-How does Aragon avoid misuse of capital when funding projects/initiatives? I read somewhere in the forum that there had been times when people requested funding but failed to deliver or underdelivered. Do project contributors receive money upfront or the funds are streamed via e.g superfluid or alternative methods?
-Any plan to add liquidity to layer 2s? Ant is mostly on CEXes and a couple of DEXes. of the few DEXes where ANT is listed, all are L1s, and no L2 if I’m not mistaken. Meaning potential buyers will incur additional charges due to the higher cost of trading on L1. This would probably discourage those that plan on buying in small chunks.
If the plan to maintain ANt liquidity on L1 is in anticipation that sharding is around the corner then fine. Even though I don’t think it’s the best thing to do because Sharding could be further delayed just like other Ethereum upgrades.
-I read about the ambassador program on discord and believe that having advocates would indeed help in fostering the adoption of Araogon products.
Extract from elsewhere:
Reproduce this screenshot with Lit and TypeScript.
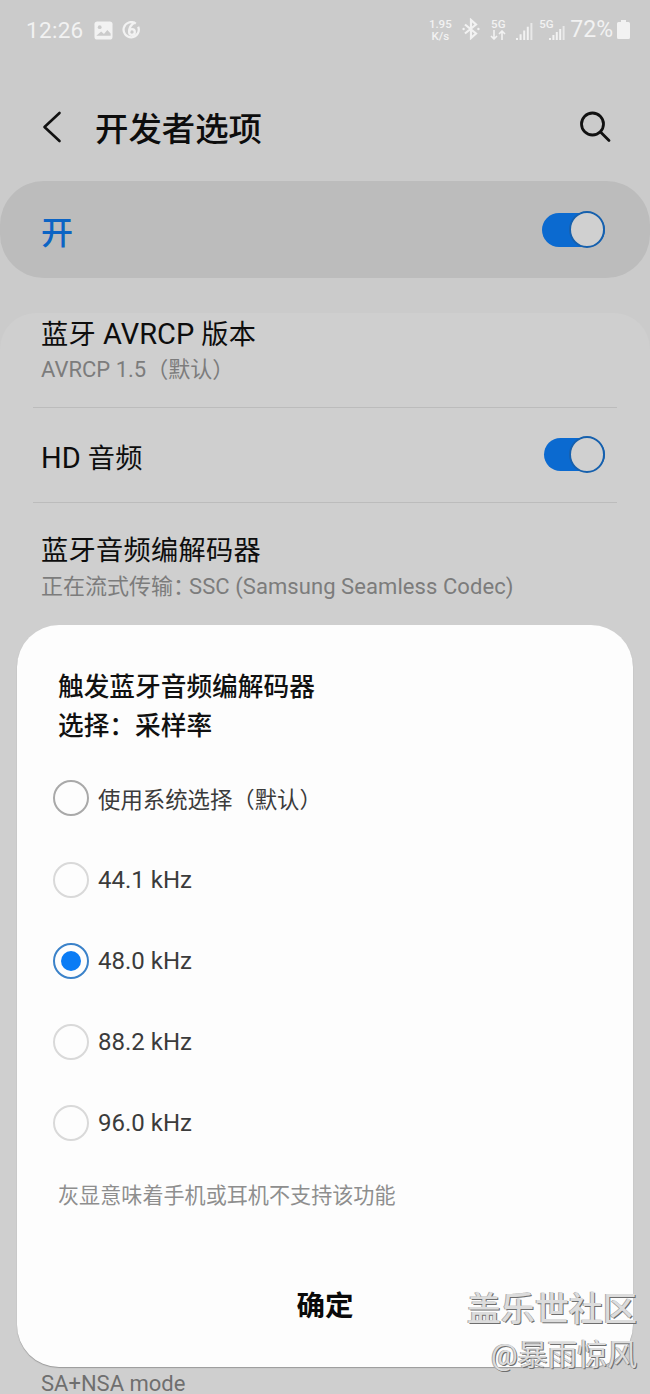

However, the idea of relying on an invite-only process to have advocates in all cities and towns across the world doesn’t sound practical, at least to me. I mean it’ll probably take “forever” to attain the program’s objectives via invite-only.
I believe Aragon needs alternative methods if it wants to attain its goals in time.
A few ideas I have in mind:
*Create bounties for Ambassador hunters. For instance, if someone (ambassador hunter) knows a DAOist that can qualify as an ambassador and refers the person to Aragon, they get a reward/bounty. But this only happens if the Ambassador they referred has worked with Araogon for a specified duration, otherwise, the hunters don’t get the bounty.
*Create an ambassador outline and allow people to apply, but do it in a way that you won’t be overwhelmed with applications. How so? By providing detailed, clear, and strict guidelines for who qualifies as an ambassador. And in case Aragon feels they’re receiving slightly more applications than they expected, they could set a limit to the number of applications they’re prepared to handle per week, month, quarterly, etc. I’m sure there’s always a workaround to avoid low-quality applications. It’s just a matter of experimenting with different ways to see what works best.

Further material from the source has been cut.